Die Justiz habe „rechtliche Grenzen“, erklärte Oberstaatsanwalt Andreas Franck, der zentrale Antisemitismusbeauftragte der bayerischen Justiz. Zum Beispiel, „wenn die Verwaltungsgerichte mal so und mal so entscheiden.“ Aber auch, wenn Jüdinnen und Juden erzählten, dass sie sich unwohl fühlen, wenn sie in der Uni sind, oder böse Blicke ernten, weil sie Hebräisch sprechen wie es seiner Aussage nach Charlotte Knobloch, der Präsidentin der israelitischen Kultusgemeinde in München und Oberbayern, mit ihrer Enkelin in der U-Bahn passiert ist, dann könne die Justiz zwar Ansprechpartner sein, aber nicht rechtlich einschreiten. Mit den Antisemitismusbeauftragten an den Hochschulen werde nun eine „Lücke“ geschlossen.

Eine andere Lücke will Wissenschaftsminister Blume mit einer Novelle des Hochschulinnovationsgesetzes (HIG) schließen: Bei Vorfällen unterhalb der Schwelle zur Strafbarkeit sollen Uni- und Hochschulleitungen künftig ordnungsrechtliche Maßnahmen nutzen können, die neu im HIG verankert werden. Noch in diesem Jahr soll ein Entwurf im Kabinett behandelt werden.

Dabei sei die Exmatrikulation von Studierenden die „ultima ratio“. Die Hürden hierfür sind hoch, denn ein Ausschluss vom Studium berührt das Grundrecht auf Berufsausübung. Beispielsweise sollen Studierende oder Hochschullehrer, die antisemitisch auffallen, auch von Veranstaltungen ausgeschlossen werden können oder über längere Zeit die Unis nicht betreten dürfen.

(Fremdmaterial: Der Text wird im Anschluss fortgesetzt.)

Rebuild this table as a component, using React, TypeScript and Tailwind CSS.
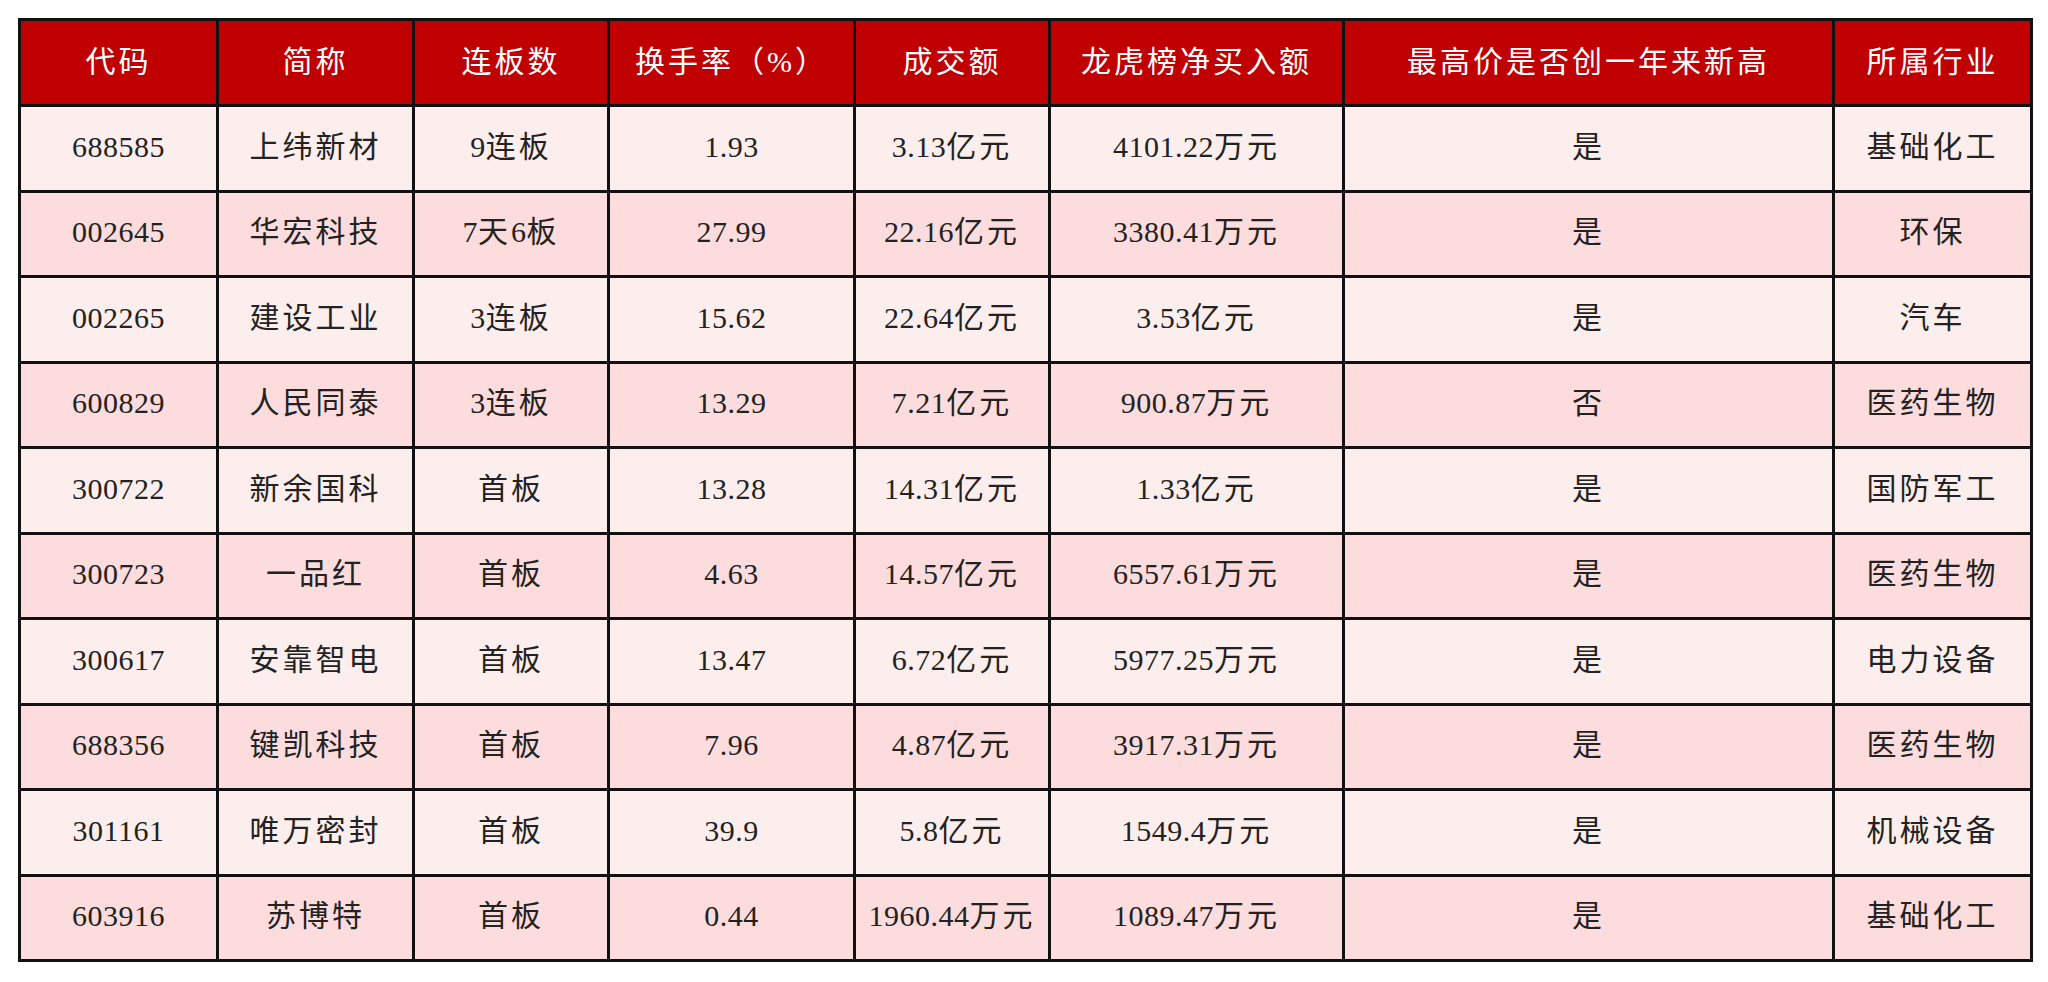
const headers = [
  "代码",
  "简称",
  "连板数",
  "换手率（%）",
  "成交额",
  "龙虎榜净买入额",
  "最高价是否创一年来新高",
  "所属行业",
];

const widths = [
  "w-[198px]",
  "w-[196px]",
  "w-[195px]",
  "w-[246px]",
  "w-[195px]",
  "w-[294px]",
  "w-[490px]",
  "w-[198px]",
];

const rows = [
  ["688585", "上纬新材", "9连板", "1.93", "3.13亿元", "4101.22万元", "是", "基础化工"],
  ["002645", "华宏科技", "7天6板", "27.99", "22.16亿元", "3380.41万元", "是", "环保"],
  ["002265", "建设工业", "3连板", "15.62", "22.64亿元", "3.53亿元", "是", "汽车"],
  ["600829", "人民同泰", "3连板", "13.29", "7.21亿元", "900.87万元", "否", "医药生物"],
  ["300722", "新余国科", "首板", "13.28", "14.31亿元", "1.33亿元", "是", "国防军工"],
  ["300723", "一品红", "首板", "4.63", "14.57亿元", "6557.61万元", "是", "医药生物"],
  ["300617", "安靠智电", "首板", "13.47", "6.72亿元", "5977.25万元", "是", "电力设备"],
  ["688356", "键凯科技", "首板", "7.96", "4.87亿元", "3917.31万元", "是", "医药生物"],
  ["301161", "唯万密封", "首板", "39.9", "5.8亿元", "1549.4万元", "是", "机械设备"],
  ["603916", "苏博特", "首板", "0.44", "1960.44万元", "1089.47万元", "是", "基础化工"],
];

// digits stay tight, chinese characters get a little air between them
function Cell({ text }: { text: string }) {
  const parts = text.match(/[0-9.]+|[^0-9.]+/g) || [];
  return (
    <>
      {parts.map((p, i) =>
        /[0-9.]/.test(p) ? (
          <span key={i} className="tracking-[0.5px]">
            {p}
          </span>
        ) : (
          <span key={i} className="tracking-[3px]">
            {p}
          </span>
        )
      )}
    </>
  );
}

export default function App() {
  return (
    <div className="min-h-screen bg-white pt-[18px] pl-[18px] font-['Liberation_Serif','Noto_Sans_CJK_SC',serif]">
      <table className="table-fixed border-collapse border-[3px] border-[#111] w-[2012px]">
        <thead>
          <tr className="h-[86px] bg-[#c00000] text-white text-[30px]">
            {headers.map((h, i) => (
              <th
                key={h}
                className={`${widths[i]} border-[3px] border-[#111] text-center font-normal tracking-[3px] pb-[2px]`}
              >
                {h}
              </th>
            ))}
          </tr>
        </thead>
        <tbody>
          {rows.map((row, r) => (
            <tr
              key={row[0]}
              className={`h-[85.5px] text-[#222] text-[30px] ${r % 2 === 0 ? "bg-[#fdeeee]" : "bg-[#fcdcdd]"}`}
            >
              {row.map((cell, c) => (
                <td
                  key={c}
                  className="border-[3px] border-[#111] text-center pb-[4px]"
                >
                  <Cell text={cell} />
                </td>
              ))}
            </tr>
          ))}
        </tbody>
      </table>
    </div>
  );
}
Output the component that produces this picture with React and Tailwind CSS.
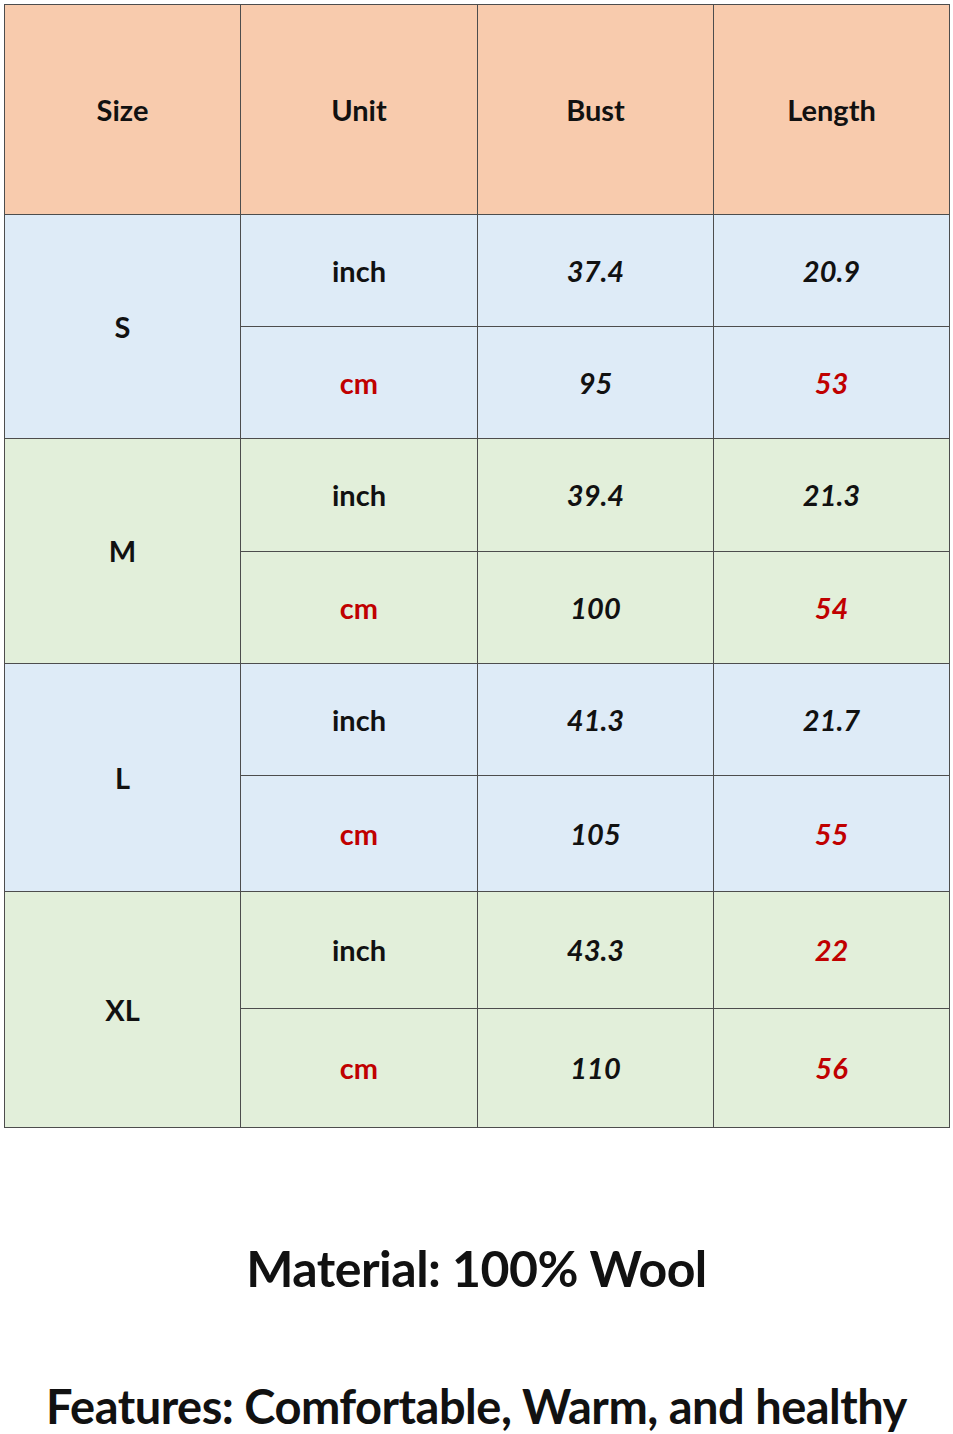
import React from "react";

const font = { fontFamily: "Lato, 'Open Sans', sans-serif" };

const groups = [
  { size: "S", bg: "bg-[#deebf7]", h: ["h-[112px]", "h-[112px]"], rows: [["37.4", false, "20.9", false], ["95", false, "53", true]] },
  { size: "M", bg: "bg-[#e2efda]", h: ["h-[113px]", "h-[112px]"], rows: [["39.4", false, "21.3", false], ["100", false, "54", true]] },
  { size: "L", bg: "bg-[#deebf7]", h: ["h-[112px]", "h-[116px]"], rows: [["41.3", false, "21.7", false], ["105", false, "55", true]] },
  { size: "XL", bg: "bg-[#e2efda]", h: ["h-[117px]", "h-[119px]"], rows: [["43.3", false, "22", true], ["110", false, "56", true]] },
];

const cell = "border border-[#4d4d4d] text-center align-middle p-0";

export default function App() {
  return (
    <div className="w-[953px] h-[1434px] bg-white" style={font}>
      <div className="pt-[4px] pl-[4px]">
        <table className="border-collapse table-fixed w-[945px]">
          <colgroup>
            <col className="w-[236px]" />
            <col className="w-[237px]" />
            <col className="w-[236px]" />
            <col className="w-[236px]" />
          </colgroup>
          <tbody>
            <tr className="h-[210px] bg-[#f8cbad]">
              {["Size", "Unit", "Bust", "Length"].map((t) => (
                <td key={t} className={`${cell} text-[29px] font-bold text-[#111]`}>{t}</td>
              ))}
            </tr>
            {groups.map((g) =>
              g.rows.map((r, i) => (
                <tr key={g.size + i} className={`${g.h[i]} ${g.bg}`}>
                  {i === 0 && (
                    <td rowSpan={2} className={`${cell} text-[29px] font-bold text-[#111]`}>{g.size}</td>
                  )}
                  <td className={`${cell} text-[29px] font-bold ${i === 0 ? "text-[#111]" : "text-[#c00000]"}`}>
                    {i === 0 ? "inch" : "cm"}
                  </td>
                  <td className={`${cell} text-[29px] font-bold italic ${r[1] ? "text-[#c00000]" : "text-[#111]"}`}>{r[0]}</td>
                  <td className={`${cell} text-[29px] font-bold italic ${r[3] ? "text-[#c00000]" : "text-[#111]"}`}>{r[2]}</td>
                </tr>
              ))
            )}
          </tbody>
        </table>
      </div>
      <div className="flex flex-col items-center">
        <div className="mt-[110px] text-[50px] leading-[60px] font-bold text-[#111] tracking-[-0.5px]">Material: 100% Wool</div>
        <div className="mt-[80px] text-[47px] leading-[56px] font-bold text-[#111] tracking-[-0.5px]">Features: Comfortable, Warm, and healthy</div>
      </div>
    </div>
  );
}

Um die Antisemitismusbeauftragten der Hochschulen fit zu machen für die neue Aufgabe, werde es spezielle Workshops geben, sagte Weinzierl, der Antisemitismusbeauftragte der Polizei. Darin lernen sie unter anderem mit Rollenspielen, wie sich Juden und Jüdinnen fühlen, wenn sie in der Uni angemacht werden. Außerdem sollen die Beauftragten erfahren, wo sie sich Hilfe suchen oder Betroffene hin verweisen können. Das „Herzstück“ des Aktionsplans ist für den Kriminaloberrat die Zivilcourage aller Studierenden. Es gehe darum, einen „Geist“ zu schaffen, dass es nicht akzeptabel ist, wenn Studierende in Bayern mit Angst zur Uni gehen.